Falling value of Taka against the dollar |
Central bank has decided to delay the decision to pursue unitary exchange rate till September.Rate set for remittances is higher than that for export earnings. Two conditions among others set by IMF to get the next instalment of IMF credit are : to raise the forex reserve by $1 billion ( total $23 billion excluding the $7 billion lent to commercial banks) and to follow a unitary exchange rate system from the start of new fiscal year (July).
Bakri eid witnessed overwhelming swell in forex reserves. Migrant Bangladeshi workers sent around $2 billion in the 21 days of June. So actual forex reserve reached $24 billion from $22 billion. However, Bangladesh Bank keeps showing the forex reserve as $31 billion (including the $7 billion loan to commercial banks). News reports say the central bank has started buying US dollars from banks to swell the forex reserve further. But the decision to postpone a unitary exchange rate came amid government’s repeated failures to provide adequate foreign currency to power plants to procure coal from abroad. In addition, govt's debt service obligation and some ongoing big infrastructure projects also put pressure on dollar demand. Govt may print more money to meet the need. Further depreciation of Taka may raise the cost of such project and sending money abroad.
In September, an IMF team will come to a scheduled visit to review the conditions set by it for clearing the second instalment. Raising the policy rate (repo rate) by 50 basis points ,increasing the reserve by $1 billion ,removing the cap on bank lending rate, raising the utility bills, moving towards market determined fuel rate ,redefining social security spending etc show how far the government has progressed. However, increasing the tenure of directors originating from the same family in the amendment of bank company act, delaying the unitary exchange rate, reclassification of default loans through 20% repayment also indicate government is in no mood for any bold reform work.

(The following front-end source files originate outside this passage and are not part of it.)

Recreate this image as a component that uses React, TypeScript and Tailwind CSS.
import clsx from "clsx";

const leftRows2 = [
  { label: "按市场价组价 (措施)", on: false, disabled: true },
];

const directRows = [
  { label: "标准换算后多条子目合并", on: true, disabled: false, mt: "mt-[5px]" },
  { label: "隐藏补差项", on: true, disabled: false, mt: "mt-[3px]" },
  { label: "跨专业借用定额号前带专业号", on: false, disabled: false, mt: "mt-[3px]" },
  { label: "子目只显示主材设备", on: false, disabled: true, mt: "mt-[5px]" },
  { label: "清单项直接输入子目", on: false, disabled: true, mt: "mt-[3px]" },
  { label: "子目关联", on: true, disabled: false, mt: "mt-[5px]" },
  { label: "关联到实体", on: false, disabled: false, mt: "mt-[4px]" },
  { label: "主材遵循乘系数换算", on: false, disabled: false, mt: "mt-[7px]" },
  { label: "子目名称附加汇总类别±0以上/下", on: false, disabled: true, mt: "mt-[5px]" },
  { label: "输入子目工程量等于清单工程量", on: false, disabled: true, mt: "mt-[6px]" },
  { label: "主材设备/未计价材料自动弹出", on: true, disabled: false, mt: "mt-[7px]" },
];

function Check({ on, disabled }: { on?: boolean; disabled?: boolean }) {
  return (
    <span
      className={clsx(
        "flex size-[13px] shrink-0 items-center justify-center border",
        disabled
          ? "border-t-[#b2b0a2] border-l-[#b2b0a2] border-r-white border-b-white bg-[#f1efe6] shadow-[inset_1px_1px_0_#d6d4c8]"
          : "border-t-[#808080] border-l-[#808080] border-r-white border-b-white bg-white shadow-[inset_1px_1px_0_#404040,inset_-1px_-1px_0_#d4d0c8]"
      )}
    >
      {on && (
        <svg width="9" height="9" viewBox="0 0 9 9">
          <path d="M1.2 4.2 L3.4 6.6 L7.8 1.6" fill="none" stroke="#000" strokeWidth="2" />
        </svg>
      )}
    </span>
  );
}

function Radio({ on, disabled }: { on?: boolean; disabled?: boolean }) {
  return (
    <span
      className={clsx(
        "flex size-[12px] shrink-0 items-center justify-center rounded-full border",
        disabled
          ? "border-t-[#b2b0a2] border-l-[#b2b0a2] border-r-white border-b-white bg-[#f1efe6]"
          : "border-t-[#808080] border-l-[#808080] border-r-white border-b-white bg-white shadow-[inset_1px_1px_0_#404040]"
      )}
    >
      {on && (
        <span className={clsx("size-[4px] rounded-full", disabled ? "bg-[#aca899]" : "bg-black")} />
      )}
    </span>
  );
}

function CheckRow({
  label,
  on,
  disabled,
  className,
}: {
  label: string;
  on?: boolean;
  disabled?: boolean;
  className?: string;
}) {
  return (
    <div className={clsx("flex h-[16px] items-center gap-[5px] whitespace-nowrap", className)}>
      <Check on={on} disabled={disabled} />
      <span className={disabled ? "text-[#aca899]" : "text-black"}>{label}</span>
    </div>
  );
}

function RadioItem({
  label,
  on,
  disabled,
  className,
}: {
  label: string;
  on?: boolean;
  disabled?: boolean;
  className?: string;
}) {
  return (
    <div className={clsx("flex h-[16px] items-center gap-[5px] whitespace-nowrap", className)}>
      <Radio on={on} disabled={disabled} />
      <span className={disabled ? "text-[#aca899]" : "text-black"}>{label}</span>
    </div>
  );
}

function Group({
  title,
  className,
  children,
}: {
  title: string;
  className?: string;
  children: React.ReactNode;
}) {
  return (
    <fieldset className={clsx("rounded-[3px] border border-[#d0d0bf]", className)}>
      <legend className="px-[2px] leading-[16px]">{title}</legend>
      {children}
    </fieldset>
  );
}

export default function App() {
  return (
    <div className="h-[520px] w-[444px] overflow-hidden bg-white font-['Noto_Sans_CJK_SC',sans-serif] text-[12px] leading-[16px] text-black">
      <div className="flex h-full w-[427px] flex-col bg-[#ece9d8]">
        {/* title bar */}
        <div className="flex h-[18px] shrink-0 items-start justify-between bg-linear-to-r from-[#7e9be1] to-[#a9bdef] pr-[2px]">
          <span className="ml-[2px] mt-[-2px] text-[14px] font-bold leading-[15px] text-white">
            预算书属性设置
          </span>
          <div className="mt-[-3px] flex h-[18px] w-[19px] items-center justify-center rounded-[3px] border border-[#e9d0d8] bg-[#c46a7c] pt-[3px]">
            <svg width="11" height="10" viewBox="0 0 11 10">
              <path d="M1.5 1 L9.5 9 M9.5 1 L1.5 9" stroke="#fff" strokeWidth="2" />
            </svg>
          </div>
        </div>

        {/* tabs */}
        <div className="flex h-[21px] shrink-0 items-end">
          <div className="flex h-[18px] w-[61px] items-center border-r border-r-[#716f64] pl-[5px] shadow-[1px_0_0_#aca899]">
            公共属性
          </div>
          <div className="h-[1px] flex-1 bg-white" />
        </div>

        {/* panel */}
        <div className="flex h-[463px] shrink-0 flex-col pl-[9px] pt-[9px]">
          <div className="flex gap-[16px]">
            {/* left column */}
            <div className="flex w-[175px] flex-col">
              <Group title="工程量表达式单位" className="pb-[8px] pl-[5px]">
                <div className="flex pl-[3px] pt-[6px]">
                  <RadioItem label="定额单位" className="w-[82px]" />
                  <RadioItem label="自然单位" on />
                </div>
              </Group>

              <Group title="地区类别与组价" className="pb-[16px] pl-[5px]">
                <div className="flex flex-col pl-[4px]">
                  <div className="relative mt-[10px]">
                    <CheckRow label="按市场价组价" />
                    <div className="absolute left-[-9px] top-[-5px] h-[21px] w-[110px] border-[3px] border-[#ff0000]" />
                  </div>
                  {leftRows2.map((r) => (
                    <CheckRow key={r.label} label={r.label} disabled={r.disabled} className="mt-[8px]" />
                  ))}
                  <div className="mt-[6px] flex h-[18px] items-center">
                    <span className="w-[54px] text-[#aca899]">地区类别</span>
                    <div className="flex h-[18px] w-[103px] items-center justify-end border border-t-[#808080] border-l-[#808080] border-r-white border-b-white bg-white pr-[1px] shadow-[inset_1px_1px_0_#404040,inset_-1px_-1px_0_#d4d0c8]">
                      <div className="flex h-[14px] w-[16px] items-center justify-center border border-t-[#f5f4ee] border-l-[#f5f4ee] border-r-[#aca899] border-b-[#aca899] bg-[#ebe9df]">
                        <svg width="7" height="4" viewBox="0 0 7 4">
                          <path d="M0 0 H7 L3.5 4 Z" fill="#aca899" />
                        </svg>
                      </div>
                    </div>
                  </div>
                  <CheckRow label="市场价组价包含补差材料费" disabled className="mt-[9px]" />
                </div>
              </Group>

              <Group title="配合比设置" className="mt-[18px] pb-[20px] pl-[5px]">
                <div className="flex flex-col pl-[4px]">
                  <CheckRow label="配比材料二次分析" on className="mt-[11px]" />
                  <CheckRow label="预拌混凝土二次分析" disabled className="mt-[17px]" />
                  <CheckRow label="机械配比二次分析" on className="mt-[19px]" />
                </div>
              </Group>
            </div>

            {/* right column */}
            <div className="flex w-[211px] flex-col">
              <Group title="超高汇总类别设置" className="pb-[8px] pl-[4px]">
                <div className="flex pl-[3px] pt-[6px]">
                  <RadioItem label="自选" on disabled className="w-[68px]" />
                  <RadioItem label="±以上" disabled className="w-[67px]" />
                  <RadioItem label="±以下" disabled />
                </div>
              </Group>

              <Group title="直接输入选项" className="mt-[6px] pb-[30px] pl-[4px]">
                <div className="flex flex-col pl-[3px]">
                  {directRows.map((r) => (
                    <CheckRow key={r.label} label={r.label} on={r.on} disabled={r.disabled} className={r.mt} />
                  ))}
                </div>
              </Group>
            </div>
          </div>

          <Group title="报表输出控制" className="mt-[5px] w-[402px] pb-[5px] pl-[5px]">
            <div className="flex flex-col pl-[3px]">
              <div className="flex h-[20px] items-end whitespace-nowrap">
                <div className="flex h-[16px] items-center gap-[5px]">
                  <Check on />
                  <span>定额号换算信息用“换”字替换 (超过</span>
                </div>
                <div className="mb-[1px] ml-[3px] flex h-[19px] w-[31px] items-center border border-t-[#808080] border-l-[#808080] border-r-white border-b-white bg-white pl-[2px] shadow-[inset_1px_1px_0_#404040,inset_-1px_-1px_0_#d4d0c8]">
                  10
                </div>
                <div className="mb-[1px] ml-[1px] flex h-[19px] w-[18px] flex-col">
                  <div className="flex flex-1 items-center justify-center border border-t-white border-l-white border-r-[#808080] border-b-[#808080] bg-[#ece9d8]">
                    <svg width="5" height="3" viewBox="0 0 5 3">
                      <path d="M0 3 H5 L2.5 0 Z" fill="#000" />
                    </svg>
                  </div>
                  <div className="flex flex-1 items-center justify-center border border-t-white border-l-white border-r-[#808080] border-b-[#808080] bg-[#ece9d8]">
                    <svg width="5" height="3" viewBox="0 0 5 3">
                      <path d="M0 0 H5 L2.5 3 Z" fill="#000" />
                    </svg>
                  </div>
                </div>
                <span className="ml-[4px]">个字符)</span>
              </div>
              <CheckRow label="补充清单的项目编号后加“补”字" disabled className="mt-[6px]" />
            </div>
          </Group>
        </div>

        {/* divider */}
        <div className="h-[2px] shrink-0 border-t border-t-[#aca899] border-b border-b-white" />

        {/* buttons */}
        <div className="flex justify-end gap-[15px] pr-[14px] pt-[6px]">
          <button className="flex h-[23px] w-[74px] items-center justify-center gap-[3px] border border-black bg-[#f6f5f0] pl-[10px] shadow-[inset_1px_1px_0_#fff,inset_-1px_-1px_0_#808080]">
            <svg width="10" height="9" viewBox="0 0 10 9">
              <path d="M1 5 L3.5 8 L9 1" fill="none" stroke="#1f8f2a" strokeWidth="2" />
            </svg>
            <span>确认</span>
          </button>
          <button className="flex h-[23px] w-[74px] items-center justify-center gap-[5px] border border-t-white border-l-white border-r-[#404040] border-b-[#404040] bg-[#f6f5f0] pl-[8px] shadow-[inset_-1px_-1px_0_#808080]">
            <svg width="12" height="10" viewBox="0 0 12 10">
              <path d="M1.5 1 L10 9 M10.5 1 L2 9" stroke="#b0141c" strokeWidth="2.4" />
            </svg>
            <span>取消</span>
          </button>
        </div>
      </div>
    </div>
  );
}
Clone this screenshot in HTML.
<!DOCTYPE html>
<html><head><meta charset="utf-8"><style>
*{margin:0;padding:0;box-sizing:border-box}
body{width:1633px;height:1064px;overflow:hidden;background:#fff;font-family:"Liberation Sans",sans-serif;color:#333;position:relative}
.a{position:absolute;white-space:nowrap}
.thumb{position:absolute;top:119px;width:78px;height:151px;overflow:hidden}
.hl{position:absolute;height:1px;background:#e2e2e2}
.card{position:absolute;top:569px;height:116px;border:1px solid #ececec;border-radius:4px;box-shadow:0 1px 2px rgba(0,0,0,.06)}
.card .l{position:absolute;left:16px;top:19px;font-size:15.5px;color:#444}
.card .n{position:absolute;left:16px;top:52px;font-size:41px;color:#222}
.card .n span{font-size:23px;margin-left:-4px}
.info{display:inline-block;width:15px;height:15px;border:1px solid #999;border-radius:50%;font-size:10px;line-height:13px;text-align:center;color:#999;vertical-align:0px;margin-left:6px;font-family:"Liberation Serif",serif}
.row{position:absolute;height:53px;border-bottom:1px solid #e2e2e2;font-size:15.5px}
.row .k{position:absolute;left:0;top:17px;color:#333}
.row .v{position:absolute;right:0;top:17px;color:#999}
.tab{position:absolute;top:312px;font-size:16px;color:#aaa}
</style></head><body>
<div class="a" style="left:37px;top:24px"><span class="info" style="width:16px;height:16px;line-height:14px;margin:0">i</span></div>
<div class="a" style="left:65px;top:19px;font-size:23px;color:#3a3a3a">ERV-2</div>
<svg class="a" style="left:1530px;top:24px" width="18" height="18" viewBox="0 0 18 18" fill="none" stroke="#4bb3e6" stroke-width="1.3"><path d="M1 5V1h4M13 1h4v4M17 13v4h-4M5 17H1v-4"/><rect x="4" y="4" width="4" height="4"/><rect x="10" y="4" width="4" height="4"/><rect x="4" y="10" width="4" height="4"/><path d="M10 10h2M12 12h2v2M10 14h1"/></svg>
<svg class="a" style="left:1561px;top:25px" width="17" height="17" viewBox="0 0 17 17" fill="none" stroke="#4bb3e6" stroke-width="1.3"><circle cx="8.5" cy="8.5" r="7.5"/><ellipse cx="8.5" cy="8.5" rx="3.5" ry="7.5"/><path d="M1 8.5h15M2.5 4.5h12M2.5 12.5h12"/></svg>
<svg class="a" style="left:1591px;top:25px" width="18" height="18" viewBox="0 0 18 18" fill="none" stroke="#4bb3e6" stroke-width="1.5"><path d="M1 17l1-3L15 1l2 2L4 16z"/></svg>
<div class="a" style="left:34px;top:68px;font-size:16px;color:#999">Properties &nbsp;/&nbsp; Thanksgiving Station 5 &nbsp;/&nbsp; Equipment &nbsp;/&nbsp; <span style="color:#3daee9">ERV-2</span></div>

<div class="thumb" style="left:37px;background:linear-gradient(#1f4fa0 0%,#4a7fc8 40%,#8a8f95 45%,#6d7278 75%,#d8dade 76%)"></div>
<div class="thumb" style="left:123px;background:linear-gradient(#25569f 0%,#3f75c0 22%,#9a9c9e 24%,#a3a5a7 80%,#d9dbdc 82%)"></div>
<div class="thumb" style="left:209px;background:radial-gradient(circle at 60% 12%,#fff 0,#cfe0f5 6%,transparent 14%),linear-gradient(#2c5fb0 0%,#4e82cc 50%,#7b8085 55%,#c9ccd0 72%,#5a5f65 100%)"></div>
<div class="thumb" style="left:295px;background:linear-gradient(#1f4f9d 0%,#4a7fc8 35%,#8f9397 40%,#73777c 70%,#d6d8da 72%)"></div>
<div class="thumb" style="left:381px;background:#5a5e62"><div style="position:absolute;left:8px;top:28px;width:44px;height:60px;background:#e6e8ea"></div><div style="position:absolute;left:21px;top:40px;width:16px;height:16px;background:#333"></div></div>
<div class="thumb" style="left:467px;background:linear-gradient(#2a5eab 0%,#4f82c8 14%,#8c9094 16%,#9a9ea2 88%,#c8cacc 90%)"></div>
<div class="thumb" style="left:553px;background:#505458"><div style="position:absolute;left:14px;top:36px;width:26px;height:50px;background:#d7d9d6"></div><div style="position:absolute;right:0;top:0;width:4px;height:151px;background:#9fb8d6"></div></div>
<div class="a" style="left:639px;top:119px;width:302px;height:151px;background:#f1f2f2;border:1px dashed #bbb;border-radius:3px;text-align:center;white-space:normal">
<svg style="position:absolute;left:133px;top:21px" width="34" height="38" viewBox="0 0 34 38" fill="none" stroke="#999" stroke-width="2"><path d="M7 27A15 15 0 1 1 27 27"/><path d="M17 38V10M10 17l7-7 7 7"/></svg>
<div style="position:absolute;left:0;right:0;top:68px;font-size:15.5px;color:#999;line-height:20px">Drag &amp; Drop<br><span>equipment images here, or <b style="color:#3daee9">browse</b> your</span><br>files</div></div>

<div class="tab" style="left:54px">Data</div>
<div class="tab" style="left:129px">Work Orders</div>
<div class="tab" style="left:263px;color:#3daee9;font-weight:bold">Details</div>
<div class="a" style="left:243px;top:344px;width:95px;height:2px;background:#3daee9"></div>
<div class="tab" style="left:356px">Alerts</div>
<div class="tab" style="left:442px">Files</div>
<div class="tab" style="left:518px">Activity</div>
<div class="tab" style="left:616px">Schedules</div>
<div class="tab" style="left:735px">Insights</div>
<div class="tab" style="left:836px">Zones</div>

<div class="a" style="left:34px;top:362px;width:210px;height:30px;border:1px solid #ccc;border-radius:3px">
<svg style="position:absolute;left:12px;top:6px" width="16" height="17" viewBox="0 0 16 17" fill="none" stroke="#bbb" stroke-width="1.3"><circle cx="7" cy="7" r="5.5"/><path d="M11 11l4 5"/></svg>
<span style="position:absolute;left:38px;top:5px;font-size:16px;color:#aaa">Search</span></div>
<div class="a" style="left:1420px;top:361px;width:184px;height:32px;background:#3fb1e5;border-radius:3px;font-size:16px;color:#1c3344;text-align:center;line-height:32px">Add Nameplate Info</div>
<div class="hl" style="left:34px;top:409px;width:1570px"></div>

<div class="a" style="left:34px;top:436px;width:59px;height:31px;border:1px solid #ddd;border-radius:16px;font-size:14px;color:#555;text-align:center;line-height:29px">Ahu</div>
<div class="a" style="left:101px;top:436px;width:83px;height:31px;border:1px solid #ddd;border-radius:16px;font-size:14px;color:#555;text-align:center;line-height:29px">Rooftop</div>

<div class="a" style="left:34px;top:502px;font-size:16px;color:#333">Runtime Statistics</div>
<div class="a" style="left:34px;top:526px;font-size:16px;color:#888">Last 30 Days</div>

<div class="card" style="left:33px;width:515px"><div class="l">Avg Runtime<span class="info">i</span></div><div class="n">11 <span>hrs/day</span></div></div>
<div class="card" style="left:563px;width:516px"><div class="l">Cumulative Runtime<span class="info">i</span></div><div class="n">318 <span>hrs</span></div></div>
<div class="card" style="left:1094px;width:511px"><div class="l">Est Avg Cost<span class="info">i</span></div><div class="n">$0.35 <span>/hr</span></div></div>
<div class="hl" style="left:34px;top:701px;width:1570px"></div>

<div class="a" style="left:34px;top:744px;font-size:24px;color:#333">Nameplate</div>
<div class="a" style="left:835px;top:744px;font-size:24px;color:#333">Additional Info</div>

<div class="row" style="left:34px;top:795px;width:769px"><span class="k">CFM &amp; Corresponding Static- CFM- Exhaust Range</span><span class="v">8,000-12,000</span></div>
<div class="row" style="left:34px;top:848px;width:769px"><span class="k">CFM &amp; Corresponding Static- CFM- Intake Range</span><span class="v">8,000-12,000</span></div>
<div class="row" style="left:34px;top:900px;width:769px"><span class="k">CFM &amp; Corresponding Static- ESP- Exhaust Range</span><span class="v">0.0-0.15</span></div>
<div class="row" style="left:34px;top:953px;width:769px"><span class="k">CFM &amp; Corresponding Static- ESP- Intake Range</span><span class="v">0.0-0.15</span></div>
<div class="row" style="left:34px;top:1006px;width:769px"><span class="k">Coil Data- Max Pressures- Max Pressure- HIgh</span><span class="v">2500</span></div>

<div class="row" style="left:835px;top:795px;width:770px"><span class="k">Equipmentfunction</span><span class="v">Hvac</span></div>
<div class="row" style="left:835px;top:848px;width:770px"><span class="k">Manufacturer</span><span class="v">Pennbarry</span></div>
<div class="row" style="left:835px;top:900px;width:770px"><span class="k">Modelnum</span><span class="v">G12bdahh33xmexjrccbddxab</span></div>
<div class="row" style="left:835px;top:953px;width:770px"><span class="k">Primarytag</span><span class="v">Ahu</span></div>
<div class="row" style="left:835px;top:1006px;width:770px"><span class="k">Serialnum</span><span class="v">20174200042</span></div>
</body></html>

Meanwhile, many including me argue that such small increase in policy rate may not contain the inflation rate. In addition, setting the exchange rate at multiple levels also encourage money laundering. Remember that there is unprecedented hike in policy rates in occidental countries. In particular, USA surpassed all of them. So dollar deposits earn more than other currency deposits. So investment, clandestine money flow ends up in America. This partly explains 94% reduction in the deposits held by Bangladeshis in Swiss banks. When Canada,UK toughened their immigration policy ,Bangladeshi deposits in Swiss banks swelled. By not allowing Taka to depreciate further and not raising the policy rate enough,we are making it easier for the wealthy to invest in these countries. Many of our exporters and importers have partners abroad. Through them they can put their money into these foreign currency deposits or cut some sort of currency swap agreements to take advantage of the arbitrage opportunity if domestic exchange rate is not favorable enough. If they see interest rate will rise in future and Taka will depreciate more, then they will prefer to bring the export proceeds later to gain more. That is why the best remedy is to trust the market and let it fix the rate. This will wither away all the speculative motive. However, the current decision of the central bank has introduced friction into market, which in the end helps the currency speculator.